Blog Post

Good Advice from the Heart of a Suffering Priest

The following is a deeply personal statement written by a pastor in the Archdiocese of Philadelphia and posted in the bulletin in order to give guidance to his troubled flock. In this poignant bearing of his heart, he not only gives us all good advice about how to find a way forward, but adds a new perspective to the scandal that has shaken our Church to its core.

“Do you also want to leave?” This is the question Jesus asked the twelve, this is the question He asks of us.

A flashback to 2011 after the 2nd Grand Jury report in Philadelphia and the aftermath, it was a very difficult time to be a priest. Over the next year, I struggled. One of the thoughts that came to my mind, “This wasn’t what I signed up for.” Priests who had abused children, a Church that covered this up. And now, some priests were removed not for molesting children, but for actions labeled as “boundary violations” some of which could be mis-perceived acts of kindness and instead looked at as grooming. What am I supposed to do if someone tried to hug me, including a child?

I was so worried for me and other priests, that an act of kindness done with pure intentions could lead to us being removed. I was tempted to give up, to walk away from being a priest out of ear that any of my actions could be mis-perceived. It would be much easier to not be a priest, to choose another way of life.

I heard Jesus ask me the question, “Do you also want to leave?”

As I pondered this question, I was convinced by the words of St. Peter, “Master, to whom shall we go? You have the words of eternal life . . .”

Where would I go? I could never leave the Church Jesus established upon the Apostles. I could never abandon the teachings of Christ and His teachings through His Church.

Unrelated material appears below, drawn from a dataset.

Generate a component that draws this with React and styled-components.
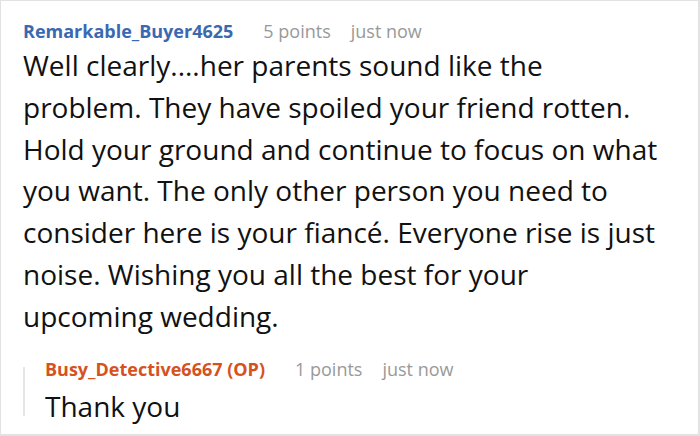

I could not leave the Eucharist.

The Lord placed on my heart, am I going to be a part of the problem by giving up, or am I going to be part of the solution, to bring healing to the Church by living out my vocation faithfully?

The abuse scandal was a failure to live out the Gospel and teachings of Christ and His Church as guided by the Holy Spirit. It was, and is, a failure to faithfully live out our calling to protect the most vulnerable and to use the virtue of prudence, to make good prudential judgements on how to deal with what is grave sin, but also a violation of the civil law. According to Social Justice teachings in our Church, all of us are to follow all the just laws of society, not to ignore them.

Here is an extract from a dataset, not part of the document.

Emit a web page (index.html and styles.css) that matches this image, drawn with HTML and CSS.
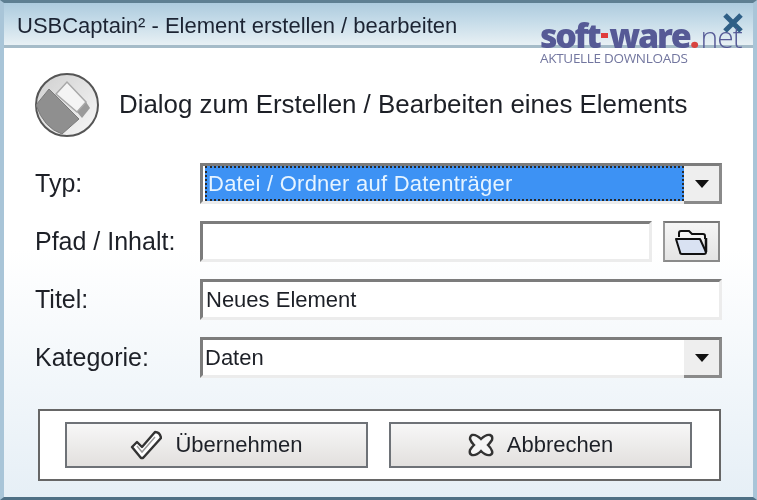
FILE: index.html
```html
<!DOCTYPE html>
<html lang="de">
<head>
<meta charset="utf-8">
<title>USBCaptain²</title>
<link rel="stylesheet" href="styles.css">
</head>
<body>
<div class="window">
  <div class="titlebar"><span class="title">USBCaptain² - Element erstellen / bearbeiten</span></div>
  <div class="content">
    <div class="head">
      <svg class="head-icon" width="66" height="66" viewBox="0 0 66 66">
        <defs>
          <linearGradient id="disc" x1="0" y1="0" x2="1" y2="1"><stop offset="0" stop-color="#cfcfcf"/><stop offset="1" stop-color="#f8f8f8"/></linearGradient>
        </defs>
        <circle cx="33" cy="33" r="31" fill="url(#disc)" stroke="#555" stroke-width="2"/>
        <path d="M43 40 L52 30 L56 36 L48 46 Z" fill="#9a9a9a"/>
        <path d="M22 22 L33 10 L52 30 L43 40 Z" fill="#f4f4f4" stroke="#a8a8a8" stroke-width="1.5"/>
        <path d="M2 33 L15 17 L45 47 L28 62 Q10 56 2 33 Z" fill="#8f8f8f" stroke="#7a7a7a" stroke-width="1"/>
      </svg>
      <span class="head-text">Dialog zum Erstellen / Bearbeiten eines Elements</span>
    </div>
    <div class="form">
      <div class="row">
        <label class="label">Typ:</label>
        <div class="field combo">
          <div class="combo-value selected"><span>Datei / Ordner auf Datenträger</span></div>
          <div class="arrow"><i></i></div>
        </div>
      </div>
      <div class="row">
        <label class="label">Pfad / Inhalt:</label>
        <div class="field path"></div>
        <div class="browse">
          <svg width="36" height="30" viewBox="0 0 36 30">
            <path d="M5 10 V6 Q5 4 7 4 H15 L18 7 H29 Q31 7 31 9 V12" fill="#f4f4f4" stroke="#111" stroke-width="2"/>
            <path d="M2 12 H26 L32 25 Q32 27 30 27 H8 Q6 27 6 25 Z" fill="#d9e2f2" stroke="#111" stroke-width="2" stroke-linejoin="round"/>
            <path d="M32 11 V25" stroke="#111" stroke-width="2.5" fill="none"/>
          </svg>
        </div>
      </div>
      <div class="row">
        <label class="label">Titel:</label>
        <div class="field">Neues Element</div>
      </div>
      <div class="row">
        <label class="label">Kategorie:</label>
        <div class="field combo">
          <div class="combo-value">Daten</div>
          <div class="arrow"><i></i></div>
        </div>
      </div>
    </div>
    <div class="footer">
      <div class="btn">
        <svg width="32" height="30" viewBox="0 0 32 30">
          <path d="M2 17 L7 12 L12 17 L25 2 Q30 2 31 8 L13 28 H11 Z" fill="#fff" stroke="#333" stroke-width="2.4" stroke-linejoin="round"/>
          <path d="M7 16 L12 22 L25 7" fill="none" stroke="#999" stroke-width="1.5"/>
        </svg>
        <span>Übernehmen</span>
      </div>
      <div class="btn">
        <svg width="26" height="24" viewBox="0 0 26 24">
          <path d="M4 2 Q8 1 13 6 Q18 1 22 2 Q25 3 24 7 Q22 10 20 12 Q23 15 24 18 Q25 21 22 22 Q18 23 13 18 Q8 23 4 22 Q1 21 2 17 Q4 14 6 12 Q3 9 2 6 Q2 3 4 2 Z" fill="#f6f6f6" stroke="#333" stroke-width="2.4"/>
        </svg>
        <span>Abbrechen</span>
      </div>
    </div>
  </div>
  <svg class="close" width="20" height="20" viewBox="0 0 20 20"><path d="M2 2 L18 18 M18 2 L2 18" stroke="#2f5f86" stroke-width="5"/></svg>
  <div class="watermark">
    <div class="wm-logo"><b class="wm-soft">soft</b><i class="wm-dash"></i><b class="wm-ware">ware</b><em>.</em><span>net</span></div>
    <div class="wm-sub">AKTUELLE DOWNLOADS</div>
  </div>
</div>
</body>
</html>
```

FILE: styles.css
```css
* { box-sizing: border-box; }
html, body { margin: 0; padding: 0; }
body { width: 757px; height: 500px; overflow: hidden; background: #fff; font-family: "Liberation Sans", Arial, sans-serif; }
.window {
  position: relative;
  width: 757px;
  height: 500px;
  display: flex;
  flex-direction: column;
  border-style: solid;
  border-color: #5e7f92 #a9c5d8 #4f7085 #a9c5d8;
  border-width: 3px 4px 3px 4px;
  color: #1d2027;
  filter: blur(0.45px);
}
.titlebar {
  height: 45px;
  flex: none;
  display: flex;
  align-items: center;
  padding: 4px 0 0 13px;
  background: linear-gradient(#adcbde 0, #c9deea 50%, #e8f0f4 100%);
  border-bottom: 3px solid #a5bbc8;
}
.title { font-size: 22px; color: #1c2433; white-space: nowrap; }
.content {
  flex: 1;
  display: flex;
  flex-direction: column;
  background: linear-gradient(#fff 0, #fff 45%, #e6eff6 100%);
}
.head { height: 115px; flex: none; display: flex; align-items: center; padding: 0 0 2px 30px; gap: 19px; }
.head-text { font-size: 25.9px; white-space: nowrap; }
.form { display: flex; flex-direction: column; gap: 17px; padding-left: 31px; padding-right: 31px; }
.row { display: flex; align-items: center; height: 41px; }
.label { width: 165px; flex: none; font-size: 25px; white-space: nowrap; }
.field {
  flex: 1;
  height: 41px;
  display: flex;
  align-items: center;
  padding-left: 3px;
  background: #fff;
  font-size: 22px;
  border: 3px solid #ececec;
  border-top-color: #7c7c7c;
  border-left-color: #7c7c7c;
}
.combo { padding: 0; }
.combo-value { flex: 1; height: 100%; display: flex; align-items: center; padding-left: 2px; }
.selected { padding-left: 2px; }
.selected span {
  display: flex;
  align-items: center;
  width: 100%;
  height: 100%;
  background: #3d92f4;
  color: #e6f4ff;
  border: 2px dotted #2a2a2a;
  padding-left: 1px;
  letter-spacing: 0.25px;
}
.arrow {
  width: 38px;
  height: 41px;
  margin: -3px -3px -3px 0;
  flex: none;
  display: flex;
  align-items: center;
  justify-content: center;
  background: #eeeeee;
  border-top: 3px solid #7c7c7c;
  border-right: 3px solid #8a8a8a;
  border-bottom: 3px solid #8a8a8a;
}
.arrow i { width: 0; height: 0; border: 7px solid transparent; border-top: 8px solid #111; border-bottom: 0; }
.path { flex: none; width: 452px; }
.browse {
  width: 57px;
  height: 41px;
  margin-left: 11px;
  flex: none;
  display: flex;
  align-items: center;
  justify-content: center;
  background: linear-gradient(#f6f6f6, #e4e4e4);
  border: 2px solid #777;
  border-color: #777 #8a8a8a #8a8a8a #999;
}
.footer {
  align-self: flex-start;
  width: 683px;
  height: 72px;
  margin: 31px 0 0 34px;
  padding: 0 0 0 25px;
  display: flex;
  align-items: center;
  gap: 21px;
  background: #fff;
  border: 2px solid #666;
}
.btn {
  width: 303px;
  height: 46px;
  display: flex;
  align-items: center;
  justify-content: center;
  gap: 13px;
  font-size: 22px;
  background: linear-gradient(#f7f7f7, #e2e0de);
  border: 2px solid #6e7277;
}
.close { position: absolute; top: 10px; right: 10px; }
.watermark { position: absolute; top: 17px; left: 536px; color: #565a96; }
.wm-logo { display: flex; align-items: baseline; height: 30px; font-family: "Open Sans", sans-serif; font-size: 34px; line-height: 30px; }
.wm-logo b { font-weight: 800; color: #565a96; }
.wm-logo .wm-soft { letter-spacing: -2.4px; }
.wm-logo .wm-ware { letter-spacing: -2.2px; }
.wm-dash { display: inline-block; width: 7px; height: 5px; margin: 0 1px 0 2px; background: #e03c3c; align-self: center; }
.wm-logo em { font-style: normal; font-weight: 800; color: #d8433f; }
.wm-logo span { font-size: 30px; font-weight: 300; color: #565a96; letter-spacing: -1px; margin-left: 1px; }
.wm-sub { font-family: "Open Sans", sans-serif; font-size: 13.5px; line-height: 14px; letter-spacing: -0.3px; color: #72769f; margin-top: 1px; white-space: nowrap; }
```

“Do you also want to leave?”

I now many of you have questions why are you Catholic, why do you still go to that Church? At a moment when people are rightly disgusted and fed up with the abuse and cover up, we realize it might be easy to walk away like many already have from Jesus and His Church. The words of St. Peter inspire us that walking away is not the solution, “Master to whom shall we go? You have the words of eternal life. We have come to believe and are convinced that you are the Holy One of God.”

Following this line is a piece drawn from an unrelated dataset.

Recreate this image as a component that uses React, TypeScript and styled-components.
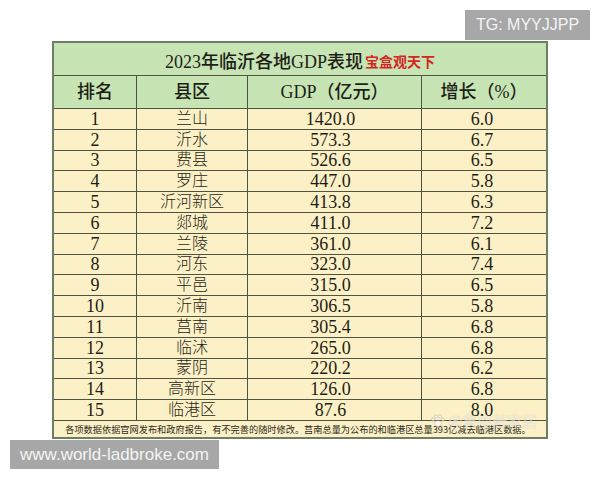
import React from "react";
import styled, { createGlobalStyle } from "styled-components";

const Global = createGlobalStyle`
  html, body { margin: 0; padding: 0; background: #ffffff; }
  body { font-family: "Liberation Serif", "Noto Sans CJK SC", serif; }
`;

const Page = styled.div`
  position: relative;
  width: 600px;
  height: 480px;
  box-sizing: border-box;
  padding: 41px 0 0 52px;
  background: #ffffff;
  overflow: hidden;
`;

const Table = styled.div`
  width: 496px;
  box-sizing: border-box;
  border: 2px solid #6f7d63;
  display: flex;
  flex-direction: column;
  color: #1e1e16;
`;

const TitleRow = styled.div`
  height: 33px;
  box-sizing: border-box;
  border-bottom: 1px solid #4f5442;
  background: #c7e4b5;
  display: flex;
  align-items: center;
  justify-content: center;
  font-family: "Liberation Serif", "Noto Sans CJK SC", serif;
  font-size: 18px;
  font-weight: 500;
  padding-top: 1px;
`;

const Brand = styled.span`
  color: #d3261e;
  font-size: 14px;
  font-weight: 700;
  margin-left: 2px;
  margin-top: 3px;
`;

const Row = styled.div<{ $h: number; $head?: boolean }>`
  display: grid;
  grid-template-columns: 83px 111px 174px 124px;
  height: ${(p) => p.$h}px;
  box-sizing: border-box;
  border-bottom: 1px solid #4f5442;
  background: ${(p) => (p.$head ? "#c7e4b5" : "#fcf0c6")};
`;

const Cell = styled.div<{ $head?: boolean; $last?: boolean; $shift?: number }>`
  display: flex;
  align-items: center;
  justify-content: center;
  box-sizing: border-box;
  border-right: ${(p) => (p.$last ? "none" : "1px solid #4f5442")};
  font-family: "Liberation Serif", "Noto Sans CJK SC", serif;
  font-size: ${(p) => (p.$head ? "18px" : "16px")};
  font-weight: ${(p) => (p.$head ? 500 : 300)};
  padding-right: ${(p) => p.$shift ?? 0}px;
  white-space: nowrap;
  line-height: 1;
`;

const Num = styled.span`
  font-family: "Liberation Serif", serif;
  font-size: 18px;
  font-weight: 400;
`;

const Footer = styled.div`
  height: 16px;
  background: #fcf0c6;
  display: flex;
  align-items: center;
  justify-content: center;
  font-family: "Noto Sans CJK SC", sans-serif;
  font-size: 9.2px;
  color: #2a2a20;
  white-space: nowrap;
  padding-right: 4px;
`;

const TagTG = styled.div`
  position: absolute;
  left: 465px;
  top: 10px;
  width: 125px;
  height: 30px;
  background: #a7a7a7;
  color: #f4f4f4;
  font-family: "Liberation Sans", sans-serif;
  font-size: 16px;
  display: flex;
  align-items: center;
  justify-content: center;
`;

const TagSite = styled.div`
  position: absolute;
  left: 10px;
  top: 440px;
  width: 209px;
  height: 29px;
  background: #a7a7a7;
  color: #f4f4f4;
  font-family: "Liberation Sans", sans-serif;
  font-size: 17px;
  display: flex;
  align-items: center;
  justify-content: center;
`;

const Mark = styled.div`
  position: absolute;
  left: 430px;
  top: 410px;
  display: flex;
  align-items: center;
  gap: 2px;
  color: rgba(255, 255, 255, 0.7);
  font-family: "Noto Sans CJK SC", sans-serif;
  font-size: 15px;
  text-shadow: 0 0 1px rgba(120, 120, 120, 0.5);
  opacity: 0.75;
  pointer-events: none;
`;

const rows: [string, string, string, string][] = [
  ["1", "兰山", "1420.0", "6.0"],
  ["2", "沂水", "573.3", "6.7"],
  ["3", "费县", "526.6", "6.5"],
  ["4", "罗庄", "447.0", "5.8"],
  ["5", "沂河新区", "413.8", "6.3"],
  ["6", "郯城", "411.0", "7.2"],
  ["7", "兰陵", "361.0", "6.1"],
  ["8", "河东", "323.0", "7.4"],
  ["9", "平邑", "315.0", "6.5"],
  ["10", "沂南", "306.5", "5.8"],
  ["11", "莒南", "305.4", "6.8"],
  ["12", "临沭", "265.0", "6.8"],
  ["13", "蒙阴", "220.2", "6.2"],
  ["14", "高新区", "126.0", "6.8"],
  ["15", "临港区", "87.6", "8.0"],
];

const Paw = () => (
  <svg width="16" height="16" viewBox="0 0 16 16">
    <g fill="rgba(255,255,255,0.8)" stroke="rgba(140,140,140,0.6)" strokeWidth="0.8">
      <ellipse cx="8" cy="10.5" rx="3.6" ry="3" />
      <circle cx="3" cy="6.5" r="1.6" />
      <circle cx="6" cy="3.5" r="1.6" />
      <circle cx="10" cy="3.5" r="1.6" />
      <circle cx="13" cy="6.5" r="1.6" />
    </g>
  </svg>
);

export default function App() {
  return (
    <>
      <Global />
      <Page>
        <Table>
          <TitleRow>
            2023年临沂各地GDP表现<Brand>宝盒观天下</Brand>
          </TitleRow>
          <Row $h={33} $head>
            <Cell $head>排名</Cell>
            <Cell $head>县区</Cell>
            <Cell $head>GDP（亿元）</Cell>
            <Cell $head $last>增长（%）</Cell>
          </Row>
          {rows.map((r) => (
            <Row key={r[0]} $h={20.8}>
              <Cell>
                <Num>{r[0]}</Num>
              </Cell>
              <Cell>{r[1]}</Cell>
              <Cell $shift={8}>
                <Num>{r[2]}</Num>
              </Cell>
              <Cell $last $shift={4}>
                <Num>{r[3]}</Num>
              </Cell>
            </Row>
          ))}
          <Footer>
            各项数据依据官网发布和政府报告，有不完善的随时修改。莒南总量为公布的和临港区总量393亿减去临港区数据。
          </Footer>
        </Table>
        <Mark>
          <Paw />
          <span>@鲁南若家居</span>
        </Mark>
        <TagTG>TG: MYYJJPP</TagTG>
        <TagSite>www.world-ladbroke.com</TagSite>
      </Page>
    </>
  );
}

The calling to St. Francis by our Lord to “REBUILD MY CHURCH” is a challenge to all levels of the Church, laity, religious, deacons, priests, bishops and pope as the Body of Christ, the Church. We need to be part of the solution; to restore our broken Church, to reform how we deal with abuse, to bring compassion and healing to the abused and broken-hearted, to be faithful to the teachings of Jesus and His Church. Our prayer should guide us because it is this time spent with Jesus, that the Holy Spirit will guide us how God is calling you and I to REBUILD JESUS’ CHURCH.